### SOURCE RECORDS

|---|

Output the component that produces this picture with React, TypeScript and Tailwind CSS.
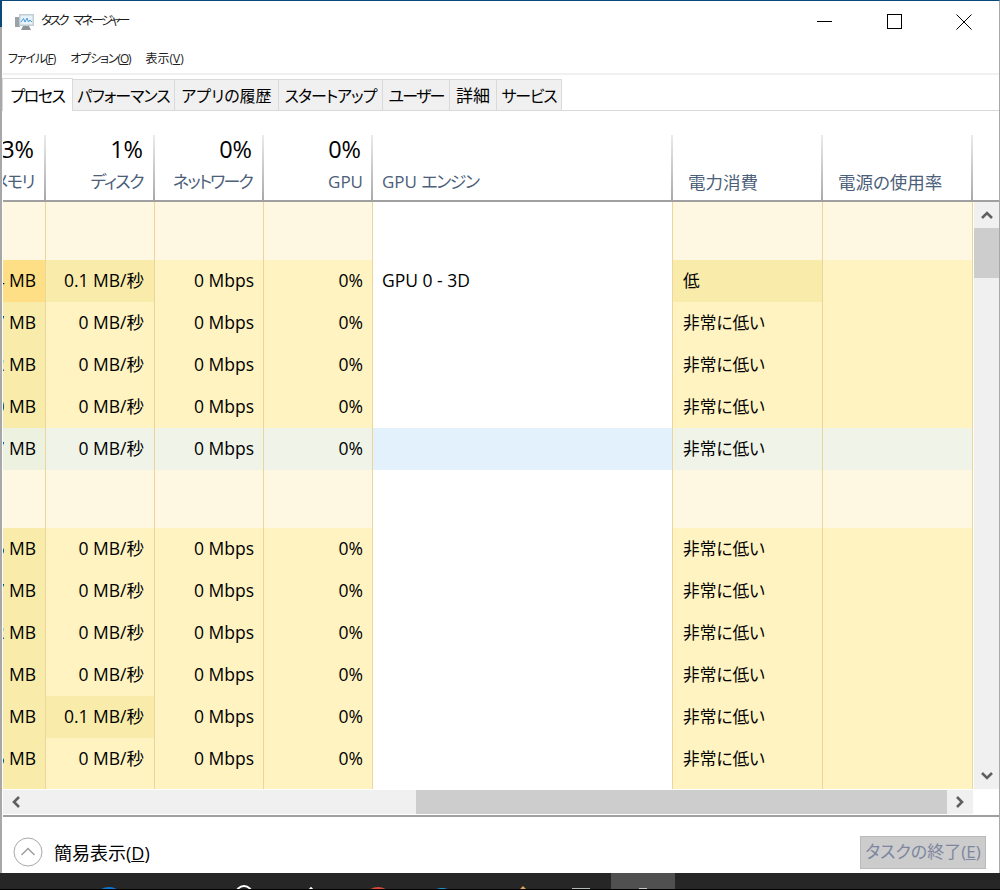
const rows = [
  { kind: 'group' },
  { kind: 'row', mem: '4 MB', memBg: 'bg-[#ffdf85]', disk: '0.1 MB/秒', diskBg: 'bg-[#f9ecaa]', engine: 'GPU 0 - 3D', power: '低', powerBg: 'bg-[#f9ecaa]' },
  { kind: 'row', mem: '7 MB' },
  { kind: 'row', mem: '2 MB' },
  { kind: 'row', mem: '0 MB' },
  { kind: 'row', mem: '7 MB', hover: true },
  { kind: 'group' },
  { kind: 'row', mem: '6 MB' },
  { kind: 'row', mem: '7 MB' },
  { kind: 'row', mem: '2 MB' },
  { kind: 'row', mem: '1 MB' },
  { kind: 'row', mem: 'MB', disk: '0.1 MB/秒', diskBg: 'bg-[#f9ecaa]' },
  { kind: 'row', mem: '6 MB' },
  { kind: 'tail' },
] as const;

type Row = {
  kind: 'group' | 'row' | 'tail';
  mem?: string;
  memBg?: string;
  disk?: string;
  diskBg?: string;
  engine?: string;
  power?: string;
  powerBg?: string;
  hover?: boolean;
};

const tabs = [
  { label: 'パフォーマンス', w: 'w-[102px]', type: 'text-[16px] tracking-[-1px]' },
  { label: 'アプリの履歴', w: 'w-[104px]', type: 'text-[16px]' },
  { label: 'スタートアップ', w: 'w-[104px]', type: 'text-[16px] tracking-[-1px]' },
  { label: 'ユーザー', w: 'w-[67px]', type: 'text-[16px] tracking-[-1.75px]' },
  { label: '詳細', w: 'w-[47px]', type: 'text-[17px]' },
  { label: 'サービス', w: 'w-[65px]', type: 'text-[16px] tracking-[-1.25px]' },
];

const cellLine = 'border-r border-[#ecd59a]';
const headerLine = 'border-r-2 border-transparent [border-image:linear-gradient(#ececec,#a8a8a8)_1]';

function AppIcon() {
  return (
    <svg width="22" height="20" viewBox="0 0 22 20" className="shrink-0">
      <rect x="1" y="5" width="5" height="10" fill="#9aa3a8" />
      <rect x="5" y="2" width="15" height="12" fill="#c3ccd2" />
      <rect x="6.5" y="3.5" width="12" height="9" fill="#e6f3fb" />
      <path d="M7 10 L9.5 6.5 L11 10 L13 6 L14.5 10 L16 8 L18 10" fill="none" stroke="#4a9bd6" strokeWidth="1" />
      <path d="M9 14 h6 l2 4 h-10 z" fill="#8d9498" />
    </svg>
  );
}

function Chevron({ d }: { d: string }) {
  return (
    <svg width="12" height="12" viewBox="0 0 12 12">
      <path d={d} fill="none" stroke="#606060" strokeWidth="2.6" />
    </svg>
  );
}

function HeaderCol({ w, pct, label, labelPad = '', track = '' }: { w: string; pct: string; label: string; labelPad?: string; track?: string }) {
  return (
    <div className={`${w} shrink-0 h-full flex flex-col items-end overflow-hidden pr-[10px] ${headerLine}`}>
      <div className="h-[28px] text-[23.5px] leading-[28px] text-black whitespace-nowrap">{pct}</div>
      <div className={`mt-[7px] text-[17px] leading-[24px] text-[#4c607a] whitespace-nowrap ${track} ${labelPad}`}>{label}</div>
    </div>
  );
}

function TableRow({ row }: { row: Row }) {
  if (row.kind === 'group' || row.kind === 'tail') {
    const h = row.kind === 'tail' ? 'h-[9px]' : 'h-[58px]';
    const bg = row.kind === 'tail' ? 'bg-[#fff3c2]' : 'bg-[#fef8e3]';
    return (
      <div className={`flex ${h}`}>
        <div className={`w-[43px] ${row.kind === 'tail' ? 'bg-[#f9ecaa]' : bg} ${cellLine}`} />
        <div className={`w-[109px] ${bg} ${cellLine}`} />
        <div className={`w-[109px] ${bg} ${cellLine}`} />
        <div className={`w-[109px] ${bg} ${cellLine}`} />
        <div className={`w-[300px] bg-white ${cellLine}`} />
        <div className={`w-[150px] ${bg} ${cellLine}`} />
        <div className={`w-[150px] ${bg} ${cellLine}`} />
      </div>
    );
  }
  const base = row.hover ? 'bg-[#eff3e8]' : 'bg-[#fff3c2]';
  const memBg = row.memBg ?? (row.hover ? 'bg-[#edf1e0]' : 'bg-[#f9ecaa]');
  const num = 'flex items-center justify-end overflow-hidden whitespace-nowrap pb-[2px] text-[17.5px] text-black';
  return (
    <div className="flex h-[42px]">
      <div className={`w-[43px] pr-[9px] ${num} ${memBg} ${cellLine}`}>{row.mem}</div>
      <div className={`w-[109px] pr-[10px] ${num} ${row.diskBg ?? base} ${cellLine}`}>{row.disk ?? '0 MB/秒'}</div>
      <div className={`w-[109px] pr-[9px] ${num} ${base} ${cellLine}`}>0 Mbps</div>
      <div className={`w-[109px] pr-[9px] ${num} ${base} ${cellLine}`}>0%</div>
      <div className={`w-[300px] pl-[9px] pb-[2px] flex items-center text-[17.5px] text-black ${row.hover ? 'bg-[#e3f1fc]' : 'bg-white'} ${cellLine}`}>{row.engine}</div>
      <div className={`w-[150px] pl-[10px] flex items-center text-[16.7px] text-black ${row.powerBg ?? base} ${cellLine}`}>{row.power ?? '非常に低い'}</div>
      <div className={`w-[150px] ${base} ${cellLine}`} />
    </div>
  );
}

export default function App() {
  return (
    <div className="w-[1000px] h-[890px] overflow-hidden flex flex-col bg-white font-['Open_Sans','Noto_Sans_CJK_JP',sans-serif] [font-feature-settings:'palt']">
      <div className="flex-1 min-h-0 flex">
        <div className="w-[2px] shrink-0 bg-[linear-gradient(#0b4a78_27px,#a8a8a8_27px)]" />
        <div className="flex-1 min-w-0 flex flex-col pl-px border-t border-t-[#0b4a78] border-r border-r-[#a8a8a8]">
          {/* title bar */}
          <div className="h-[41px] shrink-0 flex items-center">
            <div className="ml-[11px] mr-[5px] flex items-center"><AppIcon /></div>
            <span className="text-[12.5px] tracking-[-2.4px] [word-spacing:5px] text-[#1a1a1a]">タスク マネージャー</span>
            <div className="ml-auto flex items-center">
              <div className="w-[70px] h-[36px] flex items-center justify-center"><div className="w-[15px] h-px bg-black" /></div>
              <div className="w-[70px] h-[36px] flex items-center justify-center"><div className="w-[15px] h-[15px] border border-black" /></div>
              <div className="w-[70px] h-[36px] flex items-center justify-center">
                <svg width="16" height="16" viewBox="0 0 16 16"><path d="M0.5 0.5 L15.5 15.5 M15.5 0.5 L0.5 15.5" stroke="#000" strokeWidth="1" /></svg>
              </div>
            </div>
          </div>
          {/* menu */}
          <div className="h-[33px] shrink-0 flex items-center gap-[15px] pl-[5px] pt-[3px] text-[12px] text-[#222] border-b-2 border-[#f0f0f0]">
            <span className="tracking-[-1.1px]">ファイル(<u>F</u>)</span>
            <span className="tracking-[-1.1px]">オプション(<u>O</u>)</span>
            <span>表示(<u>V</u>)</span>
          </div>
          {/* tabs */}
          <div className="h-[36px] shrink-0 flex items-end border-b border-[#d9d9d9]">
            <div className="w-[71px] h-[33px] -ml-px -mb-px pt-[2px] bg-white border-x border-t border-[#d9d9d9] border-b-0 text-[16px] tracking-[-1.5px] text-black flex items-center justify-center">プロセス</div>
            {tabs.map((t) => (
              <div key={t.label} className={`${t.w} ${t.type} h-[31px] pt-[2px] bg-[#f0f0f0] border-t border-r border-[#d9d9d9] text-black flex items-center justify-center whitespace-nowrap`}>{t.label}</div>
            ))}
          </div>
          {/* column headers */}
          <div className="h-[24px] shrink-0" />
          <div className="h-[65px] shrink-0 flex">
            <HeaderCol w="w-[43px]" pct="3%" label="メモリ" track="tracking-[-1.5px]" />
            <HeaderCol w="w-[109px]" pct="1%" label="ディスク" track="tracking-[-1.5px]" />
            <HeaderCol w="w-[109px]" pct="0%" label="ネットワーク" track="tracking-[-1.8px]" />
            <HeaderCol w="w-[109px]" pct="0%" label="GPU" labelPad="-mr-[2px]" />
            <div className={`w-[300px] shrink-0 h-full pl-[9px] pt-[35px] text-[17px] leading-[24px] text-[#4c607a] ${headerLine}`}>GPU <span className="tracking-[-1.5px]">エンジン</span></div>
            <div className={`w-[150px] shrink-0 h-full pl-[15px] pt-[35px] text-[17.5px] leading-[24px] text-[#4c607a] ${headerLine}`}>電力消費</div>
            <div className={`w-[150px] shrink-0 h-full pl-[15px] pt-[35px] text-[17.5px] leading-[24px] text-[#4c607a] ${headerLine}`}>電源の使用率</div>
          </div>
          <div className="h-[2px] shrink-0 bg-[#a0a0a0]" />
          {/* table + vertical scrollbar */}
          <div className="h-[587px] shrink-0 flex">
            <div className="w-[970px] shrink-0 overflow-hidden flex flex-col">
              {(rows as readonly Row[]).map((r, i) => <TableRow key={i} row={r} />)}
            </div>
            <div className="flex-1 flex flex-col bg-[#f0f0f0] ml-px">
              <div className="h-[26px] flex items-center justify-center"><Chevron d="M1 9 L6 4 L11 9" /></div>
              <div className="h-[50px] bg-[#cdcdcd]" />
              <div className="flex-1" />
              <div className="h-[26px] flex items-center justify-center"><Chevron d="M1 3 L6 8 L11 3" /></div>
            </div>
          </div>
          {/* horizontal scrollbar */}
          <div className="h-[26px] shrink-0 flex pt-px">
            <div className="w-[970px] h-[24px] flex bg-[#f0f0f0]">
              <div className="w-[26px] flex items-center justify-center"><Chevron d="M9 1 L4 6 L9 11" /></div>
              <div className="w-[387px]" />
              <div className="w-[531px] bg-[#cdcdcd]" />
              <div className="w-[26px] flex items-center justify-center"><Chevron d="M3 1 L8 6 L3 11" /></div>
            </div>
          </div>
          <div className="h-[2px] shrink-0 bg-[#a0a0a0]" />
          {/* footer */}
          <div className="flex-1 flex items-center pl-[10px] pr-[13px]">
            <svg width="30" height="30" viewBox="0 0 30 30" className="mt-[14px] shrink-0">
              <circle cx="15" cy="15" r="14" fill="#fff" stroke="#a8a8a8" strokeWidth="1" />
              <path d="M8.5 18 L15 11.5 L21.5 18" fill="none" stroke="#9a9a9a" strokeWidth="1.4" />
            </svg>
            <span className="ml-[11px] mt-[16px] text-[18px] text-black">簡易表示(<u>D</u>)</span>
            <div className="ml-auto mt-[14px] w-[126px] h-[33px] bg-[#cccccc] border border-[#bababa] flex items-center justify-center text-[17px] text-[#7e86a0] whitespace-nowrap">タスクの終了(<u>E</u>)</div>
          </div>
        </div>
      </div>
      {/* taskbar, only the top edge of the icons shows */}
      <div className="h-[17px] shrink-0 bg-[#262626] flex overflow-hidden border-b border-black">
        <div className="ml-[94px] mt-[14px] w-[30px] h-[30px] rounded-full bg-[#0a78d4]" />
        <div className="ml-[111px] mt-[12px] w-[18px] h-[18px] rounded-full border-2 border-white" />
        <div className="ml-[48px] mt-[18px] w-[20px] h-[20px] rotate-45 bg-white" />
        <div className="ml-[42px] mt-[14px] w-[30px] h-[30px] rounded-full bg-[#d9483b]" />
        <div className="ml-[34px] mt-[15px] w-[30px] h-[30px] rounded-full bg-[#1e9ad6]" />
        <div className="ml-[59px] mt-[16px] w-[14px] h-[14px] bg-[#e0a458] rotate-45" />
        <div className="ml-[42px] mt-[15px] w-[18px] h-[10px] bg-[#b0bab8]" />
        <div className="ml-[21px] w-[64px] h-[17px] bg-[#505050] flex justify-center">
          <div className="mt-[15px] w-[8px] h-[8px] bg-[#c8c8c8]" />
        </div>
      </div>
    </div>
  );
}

|---|

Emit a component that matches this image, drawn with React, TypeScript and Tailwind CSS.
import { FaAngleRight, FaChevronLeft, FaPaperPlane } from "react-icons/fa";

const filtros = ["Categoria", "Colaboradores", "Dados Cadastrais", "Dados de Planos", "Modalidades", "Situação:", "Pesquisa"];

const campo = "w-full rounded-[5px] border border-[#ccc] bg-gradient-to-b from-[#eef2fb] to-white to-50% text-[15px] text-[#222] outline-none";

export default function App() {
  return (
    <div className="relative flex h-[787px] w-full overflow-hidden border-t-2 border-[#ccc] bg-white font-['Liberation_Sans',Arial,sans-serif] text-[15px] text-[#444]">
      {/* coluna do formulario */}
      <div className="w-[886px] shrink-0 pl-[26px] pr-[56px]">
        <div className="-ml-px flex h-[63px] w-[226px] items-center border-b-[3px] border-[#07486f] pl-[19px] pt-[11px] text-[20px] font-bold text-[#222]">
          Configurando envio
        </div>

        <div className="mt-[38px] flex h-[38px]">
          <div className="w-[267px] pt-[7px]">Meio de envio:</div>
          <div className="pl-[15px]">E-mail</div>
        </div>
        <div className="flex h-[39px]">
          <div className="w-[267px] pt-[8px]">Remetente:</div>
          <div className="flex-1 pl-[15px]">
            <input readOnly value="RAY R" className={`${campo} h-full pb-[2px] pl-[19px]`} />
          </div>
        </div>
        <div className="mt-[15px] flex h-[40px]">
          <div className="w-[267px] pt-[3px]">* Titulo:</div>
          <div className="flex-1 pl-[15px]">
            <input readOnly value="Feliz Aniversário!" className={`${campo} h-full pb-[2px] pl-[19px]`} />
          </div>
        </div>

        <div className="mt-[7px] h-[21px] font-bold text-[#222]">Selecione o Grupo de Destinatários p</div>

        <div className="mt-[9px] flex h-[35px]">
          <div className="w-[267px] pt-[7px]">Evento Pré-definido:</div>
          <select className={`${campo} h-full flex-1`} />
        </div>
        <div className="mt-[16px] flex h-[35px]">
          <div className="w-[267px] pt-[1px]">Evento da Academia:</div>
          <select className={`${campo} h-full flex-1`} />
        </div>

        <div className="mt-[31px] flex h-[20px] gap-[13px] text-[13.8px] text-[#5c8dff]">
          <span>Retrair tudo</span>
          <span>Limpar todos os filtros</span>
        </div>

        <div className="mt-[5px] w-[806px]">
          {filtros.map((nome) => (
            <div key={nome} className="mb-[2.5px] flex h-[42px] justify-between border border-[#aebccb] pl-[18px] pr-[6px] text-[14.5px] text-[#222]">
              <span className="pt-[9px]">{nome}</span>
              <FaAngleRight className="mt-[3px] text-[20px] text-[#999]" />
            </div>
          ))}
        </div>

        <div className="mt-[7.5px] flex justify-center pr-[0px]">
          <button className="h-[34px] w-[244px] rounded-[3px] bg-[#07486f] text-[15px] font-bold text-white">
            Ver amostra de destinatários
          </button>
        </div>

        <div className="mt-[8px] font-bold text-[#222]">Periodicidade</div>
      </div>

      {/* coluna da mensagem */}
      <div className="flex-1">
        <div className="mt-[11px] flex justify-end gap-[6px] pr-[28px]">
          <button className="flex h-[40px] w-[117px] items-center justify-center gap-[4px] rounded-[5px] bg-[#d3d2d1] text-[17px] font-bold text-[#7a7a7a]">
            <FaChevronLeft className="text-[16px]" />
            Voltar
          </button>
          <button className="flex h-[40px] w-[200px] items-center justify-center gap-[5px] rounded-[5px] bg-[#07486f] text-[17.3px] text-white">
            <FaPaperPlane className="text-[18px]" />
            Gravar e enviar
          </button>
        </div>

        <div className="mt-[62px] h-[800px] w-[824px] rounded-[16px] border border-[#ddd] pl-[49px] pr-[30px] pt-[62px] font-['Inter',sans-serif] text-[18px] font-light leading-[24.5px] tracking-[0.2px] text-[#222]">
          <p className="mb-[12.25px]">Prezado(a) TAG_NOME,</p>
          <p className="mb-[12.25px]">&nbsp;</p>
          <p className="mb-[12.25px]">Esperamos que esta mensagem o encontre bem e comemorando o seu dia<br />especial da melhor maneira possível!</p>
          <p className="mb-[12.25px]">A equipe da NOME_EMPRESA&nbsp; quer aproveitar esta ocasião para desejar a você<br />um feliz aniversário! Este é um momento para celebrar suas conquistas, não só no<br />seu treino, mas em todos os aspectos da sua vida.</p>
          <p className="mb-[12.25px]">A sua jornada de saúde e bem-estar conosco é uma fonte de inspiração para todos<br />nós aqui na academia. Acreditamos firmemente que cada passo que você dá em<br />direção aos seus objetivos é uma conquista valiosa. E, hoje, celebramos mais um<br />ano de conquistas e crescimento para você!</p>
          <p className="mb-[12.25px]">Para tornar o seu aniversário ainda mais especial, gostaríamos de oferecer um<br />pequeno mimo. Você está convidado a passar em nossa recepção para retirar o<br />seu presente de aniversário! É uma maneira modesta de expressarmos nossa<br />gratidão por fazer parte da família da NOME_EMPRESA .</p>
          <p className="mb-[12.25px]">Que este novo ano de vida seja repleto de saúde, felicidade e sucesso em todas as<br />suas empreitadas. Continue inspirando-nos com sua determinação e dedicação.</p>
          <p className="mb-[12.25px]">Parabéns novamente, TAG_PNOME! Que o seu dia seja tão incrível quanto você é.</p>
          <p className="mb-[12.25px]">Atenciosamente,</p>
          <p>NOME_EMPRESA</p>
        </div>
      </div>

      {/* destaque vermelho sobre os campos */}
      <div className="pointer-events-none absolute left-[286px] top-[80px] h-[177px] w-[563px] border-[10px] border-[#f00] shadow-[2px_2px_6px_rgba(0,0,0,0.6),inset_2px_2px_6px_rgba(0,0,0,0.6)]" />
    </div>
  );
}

|---|

### EXERCISE PROMPT
Gather each line of the records holding the string "that".

### CORRECT OUTPUT
Output the component that produces this picture with React, TypeScript and Tailwind CSS.
Emit a component that matches this image, drawn with React, TypeScript and Tailwind CSS.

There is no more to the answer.